Things balance and adjust themselves wonder-fully in Tuscany, but always seemingly with a handsome figure to your credit. A man irritates you with some little vice, and, before you have time to feel the full effects of the smart, salves the sore with the balsam of some unexpected virtue. Beniamino overcharged me the first year; I underpaid him the second. Then we were quits. But in the third year and the fourth, I have continued to underpay him. Who, then, is the greater sinner? But I must do as other good citizens do: custom is very potent in old Etruria.

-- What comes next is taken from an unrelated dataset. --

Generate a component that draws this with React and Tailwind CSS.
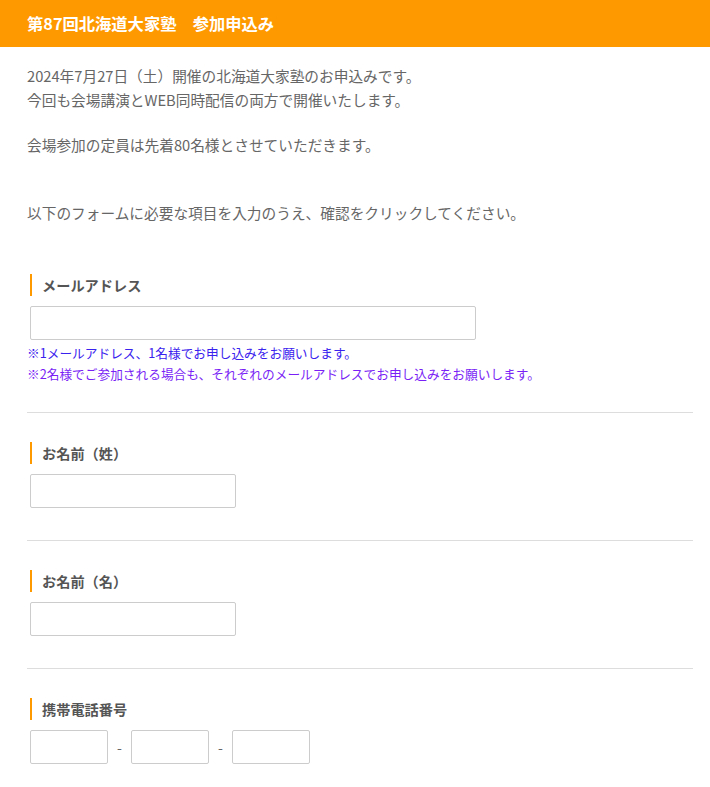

When a Tuscan is in your service, be it never so informally, he becomes a pattern of honour and honesty if you use him well. I would trust Beniamino alone in my study if the floor were strewn with broad gold pieces. Indeed, I often put him in a position to rob my house at his leisure. The Tuscan latch-key is something of the size of a Caribbean club, useful enough in braining a highwayman, but too cumbersome for any known pocket. When I go to a dance on a hot summer’s night without any overcoat, it would be necessary to carry the key in my hand, and leave it with the flunkey in exchange for a number. Instead, I hand it to Beniamino, who might easily lose it to an accomplice, and, with the servants in bed, my house might be leisurely rifled. It is laughable at 3 A.M. to see him produce the key from under his box seat and softly undo my door for me with a broad grin and a cheery whispered, ” Felicissima notte, signoria! ”

Beniamino is a great popular favourite. Mightily beloved of children is this big boy of forty-eight, and being, in his manner at least, somewhat of a gay Lothario, it is easy to see that cooks and waiting-women are made very mirthful by a word from him. The least virtuous Tuscan in my service, I yet confess that the mere thought of losing him causes me a pang, and whatsoever his present and future shortcomings may be, he is likely to remain my vetturino for ever, since I should not know how to shake off this cheery, happy, affectionate creature. He has given me too many proofs of it already: the rascal is entirely irresistible.